DATA SEGMENT:

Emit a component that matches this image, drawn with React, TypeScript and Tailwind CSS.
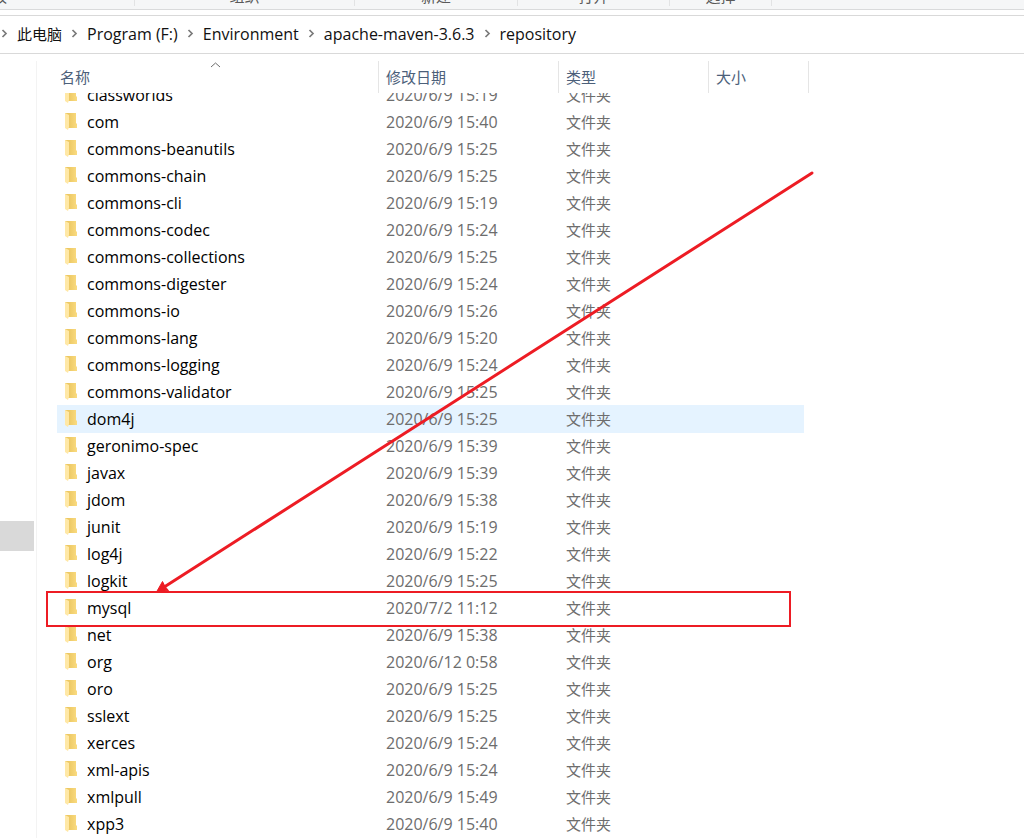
import React from "react";

type Entry = { name: string; date: string };

const entries: Entry[] = [
  { name: "classworlds", date: "2020/6/9 15:19" },
  { name: "com", date: "2020/6/9 15:40" },
  { name: "commons-beanutils", date: "2020/6/9 15:25" },
  { name: "commons-chain", date: "2020/6/9 15:25" },
  { name: "commons-cli", date: "2020/6/9 15:19" },
  { name: "commons-codec", date: "2020/6/9 15:24" },
  { name: "commons-collections", date: "2020/6/9 15:25" },
  { name: "commons-digester", date: "2020/6/9 15:24" },
  { name: "commons-io", date: "2020/6/9 15:26" },
  { name: "commons-lang", date: "2020/6/9 15:20" },
  { name: "commons-logging", date: "2020/6/9 15:24" },
  { name: "commons-validator", date: "2020/6/9 15:25" },
  { name: "dom4j", date: "2020/6/9 15:25" },
  { name: "geronimo-spec", date: "2020/6/9 15:39" },
  { name: "javax", date: "2020/6/9 15:39" },
  { name: "jdom", date: "2020/6/9 15:38" },
  { name: "junit", date: "2020/6/9 15:19" },
  { name: "log4j", date: "2020/6/9 15:22" },
  { name: "logkit", date: "2020/6/9 15:25" },
  { name: "mysql", date: "2020/7/2 11:12" },
  { name: "net", date: "2020/6/9 15:38" },
  { name: "org", date: "2020/6/12 0:58" },
  { name: "oro", date: "2020/6/9 15:25" },
  { name: "sslext", date: "2020/6/9 15:25" },
  { name: "xerces", date: "2020/6/9 15:24" },
  { name: "xml-apis", date: "2020/6/9 15:24" },
  { name: "xmlpull", date: "2020/6/9 15:49" },
  { name: "xpp3", date: "2020/6/9 15:40" },
];

const path = ["Program (F:)", "Environment", "apache-maven-3.6.3", "repository"];

const ribbonGroups = [
  { label: "剪贴板", width: "-ml-[38px] w-[173px] justify-start" },
  { label: "组织", width: "w-[220px] justify-center" },
  { label: "新建", width: "w-[163px] justify-center" },
  { label: "打开", width: "w-[152px] justify-center" },
  { label: "选择", width: "w-[102px] justify-center" },
];

function FolderIcon() {
  return (
    <svg width="12" height="17" viewBox="0 0 12 17" className="shrink-0" aria-hidden="true">
      <defs>
        <linearGradient id="folder-back" x1="0" x2="1" y1="0" y2="0">
          <stop offset="0.3" stopColor="#ecc863" />
          <stop offset="1" stopColor="#fadb80" />
        </linearGradient>
      </defs>
      <path d="M0 0H11V10L12 11V15H3L0 14Z" fill="url(#folder-back)" />
      <path d="M0 0L4 2V14L3 17L0 15Z" fill="#ffe8a6" />
    </svg>
  );
}

function Chevron() {
  return (
    <svg width="25" height="12" viewBox="0 0 25 12" className="shrink-0" aria-hidden="true">
      <path d="M10.5 2L14 5.5L10.5 9" fill="none" stroke="#7a7a7a" strokeWidth="1.7" />
    </svg>
  );
}

function Cell({ clipped, children }: { clipped: boolean; children?: React.ReactNode }) {
  return (
    <div className={clipped ? "flex h-[15px] items-end overflow-hidden" : "flex h-[27px] items-end"}>
      <div className="flex h-[27px] shrink-0 items-center whitespace-nowrap">{children}</div>
    </div>
  );
}

function Row({ entry, clipped }: { entry: Entry; clipped: boolean }) {
  const hovered = entry.name === "dom4j";
  const marked = entry.name === "mysql";
  const fill = hovered ? "bg-[#e5f3ff] shadow-[0_1px_0_#e5f3ff]" : "";
  return (
    <tr>
      <td className={`relative p-0 pl-2 text-base leading-5 text-black ${fill}`}>
        <Cell clipped={clipped}>
          <FolderIcon />
          <span className="ml-[10px]">{entry.name}</span>
        </Cell>
        {marked && (
          <div className="pointer-events-none absolute -left-[11px] -top-[3px] z-10 h-9 w-[745px] border-2 border-[#ed1c24]" />
        )}
      </td>
      <td className={`p-0 pl-[7px] text-base leading-5 ${fill}`}>
        <Cell clipped={clipped}>{entry.date}</Cell>
      </td>
      <td className={`p-0 pl-[7px] ${fill}`}>
        <Cell clipped={clipped}>文件夹</Cell>
      </td>
      <td className="p-0 pr-[5px]">
        <div className={clipped ? "h-[15px]" : `h-[27px] ${fill}`} />
      </td>
    </tr>
  );
}

export default function App() {
  return (
    <div className="relative flex h-screen flex-col overflow-hidden bg-white font-['Open_Sans','Noto_Sans_CJK_SC',sans-serif] text-[15px] leading-5 text-[#6d6d6d]">
      <div className="flex h-[10px] shrink-0 items-end overflow-hidden border-b border-[#d9dadb] bg-[#f5f6f7] pb-[3px] text-[#5a5a5a]">
        {ribbonGroups.map((g) => (
          <div key={g.label} className={`flex h-5 shrink-0 items-center border-r border-[#e2e3e4] ${g.width}`}>
            <span>{g.label}</span>
          </div>
        ))}
      </div>

      <nav
        aria-label="路径"
        className="mt-[5px] flex h-[39px] shrink-0 items-center border-y border-[#d9d9d9] pb-[2px] text-[#111]"
      >
        <div className="-ml-2 flex items-center">
          <Chevron />
          <a href="#" className="whitespace-nowrap">
            此电脑
          </a>
          {path.map((p) => (
            <React.Fragment key={p}>
              <Chevron />
              <a href="#" className="whitespace-nowrap text-base leading-5">
                {p}
              </a>
            </React.Fragment>
          ))}
        </div>
      </nav>

      <main className="flex min-h-0 flex-1 pt-[7px]">
        <aside className="w-[37px] shrink-0 border-r border-[#f3f3f3] pt-[460px]">
          <div className="h-[30px] w-[34px] bg-[#d9d9d9]" />
        </aside>
        <div className="min-w-0 flex-1 pl-5">
          <table className="w-[752px] table-fixed border-separate border-spacing-0">
            <colgroup>
              <col className="w-[322px]" />
              <col className="w-[180px]" />
              <col className="w-[150px]" />
              <col className="w-[100px]" />
            </colgroup>
            <thead className="text-left text-[#4c607a]">
              <tr className="h-8">
                <th className="relative border-r border-[#e5e5e5] p-0 pl-[3px] font-normal">
                  名称
                  <svg
                    width="11"
                    height="6"
                    viewBox="0 0 11 6"
                    className="absolute left-[153px] top-px"
                    aria-hidden="true"
                  >
                    <path d="M1 5L5.5 1L10 5" fill="none" stroke="#6d6d6d" />
                  </svg>
                </th>
                <th className="border-r border-[#e5e5e5] p-0 pl-[7px] font-normal">修改日期</th>
                <th className="border-r border-[#e5e5e5] p-0 pl-[7px] font-normal">类型</th>
                <th className="border-r border-[#e5e5e5] p-0 pl-[7px] font-normal">大小</th>
              </tr>
            </thead>
            <tbody>
              {entries.map((e, i) => (
                <Row key={e.name} entry={e} clipped={i === 0} />
              ))}
            </tbody>
          </table>
        </div>
      </main>

      <svg
        width="660"
        height="426"
        viewBox="0 0 660 426"
        className="pointer-events-none absolute left-[155px] top-[170px] z-20"
        aria-hidden="true"
      >
        <path d="M657 3L10 416.5" stroke="#ed1c24" strokeWidth="3" strokeLinecap="round" />
        <path d="M1.5 422L7.5 411.5L10 416.5L13.5 420.5Z" fill="#ed1c24" stroke="#ed1c24" strokeLinejoin="round" />
      </svg>
    </div>
  );
}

JOB: Return nothing but the lines running from the start of the data to the line with "string; date: string", please, both ends included and no pictures.

FINISHED EXERCISE:
Emit a component that matches this image, drawn with React, TypeScript and Tailwind CSS.
import React from "react";

type Entry = { name: string; date: string };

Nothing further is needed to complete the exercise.